Workiz, Jobber, and Housecall Pro are among the most popular field service management (FSM) tools in the trades. They handle scheduling, dispatching, invoicing, and client communication well — for plumbers, HVAC technicians, and electricians. Locksmiths who use these tools consistently run into the same set of gaps: no key code database, no bitting records, no pinning specifications, and no master key system management. When your core technical records live in a notebook or a spreadsheet because your job software has no concept of them, the software is solving the wrong problem.

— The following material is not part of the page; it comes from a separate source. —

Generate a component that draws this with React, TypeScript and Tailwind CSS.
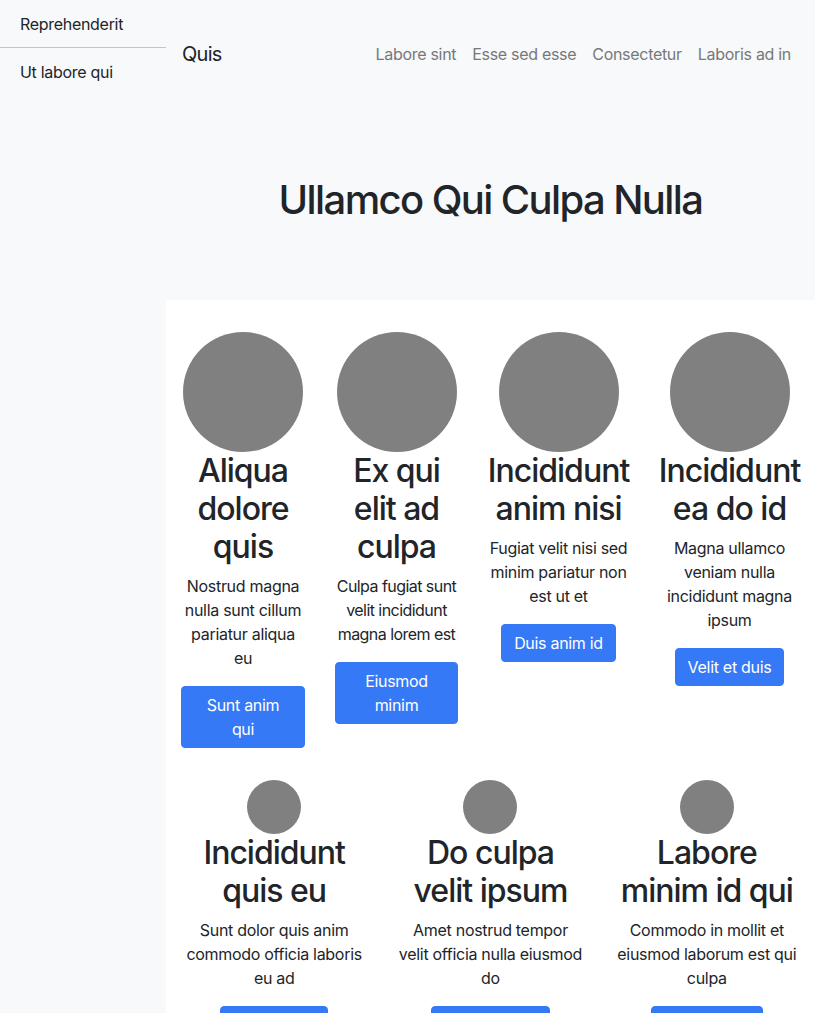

This is not a criticism of Workiz, Jobber, or Housecall Pro as products. They are well-designed tools for the use cases they were built for. The problem is that locksmith work has a technical layer — key codes, bitting, pinning, master key hierarchies — that generic FSM tools simply do not model. When that technical layer is important, the tool falls short regardless of how good its scheduling and invoicing features are.
What Generic FSM Tools Do Well
To be fair: scheduling, dispatch, and invoicing are genuinely important problems, and Workiz, Jobber, and Housecall Pro solve them well:
- Workiz has a strong phone system integration, a good mobile app, and a solid dispatch board. For residential service shops that run a high volume of lockout calls, Workiz's communication features reduce missed calls and improve response time.
- Jobber is polished and has excellent client-facing features — online booking, automated follow-ups, and a clean client hub. For shops focused on commercial account management through professional communications, Jobber is hard to beat at the basics.
- Housecall Pro has a strong payments and invoicing workflow. For shops where on-site payment collection and QuickBooks sync are the primary pain points, Housecall Pro addresses them effectively.
If your locksmith work is primarily high-volume residential service calls with no master key accounts, these tools may be sufficient. The gaps only become painful when key system management is a meaningful part of your business.
Where Generic FSM Tools Fall Short for Locksmiths
No Key Code Database
Every locksmith shop does key code lookups — for residential keyways, for automotive VINs, for key blanks. In a generic FSM, this lookup happens in a separate app or website. The result is manually copied into a notes field. There is no structured bitting record, no link between the code and the job, and no searchable history.
When the same client calls back six months later for a duplicate key, you look up the code again. You pay twice for the same knowledge — and the second lookup carries the same risk of transcription error as the first.
No Bitting Records Linked to Clients
A bitting record is the permanent record of which keys have been cut for which locks, for which client. It is the technical record that makes a locksmith shop a valuable long-term resource for a client — not just a vendor.
Generic FSM tools have no concept of a bitting record. Key codes can be typed into job notes, but those notes are not searchable by bitting sequence, not linked to the client across multiple jobs, and not structured in a way that any other technician can use reliably.
The bitting record is what prevents rework. When a client calls three years after the original job, a structured bitting record lets any technician in the shop cut the correct key without a site visit. A note buried in a job from three years ago does not.
No Pinning Specifications
For rekeying and master key work, the pinning specification — bottom pins, driver pins, master wafers — is the core technical document. In a generic FSM, pinning specs are attached as PDF files, written in notes fields, or tracked entirely outside the system.
When specs live outside the job software, they get lost. When a tech who was on the original job leaves the shop, the specs may leave with them. A pinning spec that cannot be searched, version-controlled, or linked to the job and the client is a pinning spec waiting to be lost.
No Master Key System Management
The deepest gap is master key system management. Key symbol hierarchies, cylinder-to-key assignments, cross-keying conflict detection, and key issuance records are not features that any generic FSM provides. They require a domain model — an understanding of what a master key system is — that Workiz, Jobber, and Housecall Pro simply do not have.
A locksmith managing a 50-door master key system in a generic FSM is managing a 50-door master key system in a spreadsheet — the job software is just the invoicing layer. The technical records are elsewhere, fragile, and disconnected from the service history.
The Real Cost of the Wrong Tool
The cost of using a generic FSM for locksmith work is not the subscription fee. It is the hidden cost of parallel systems:
- A spreadsheet for pinning specs that a departing technician takes with them
- A code book or app for key codes that never links to jobs
- A paper bitting card file that gets damaged or lost
- An hour on the phone reconstructing a master key system for a client who needs one door rekeyed after a key loss
These are real costs — technician time, callbacks, lost accounts — that do not show up on any report but accumulate consistently. The right software for a locksmith shop is software that models what a locksmith actually does. Scheduling and invoicing are table stakes. The differentiator is whether the job record is a complete technical document or just a billing entry.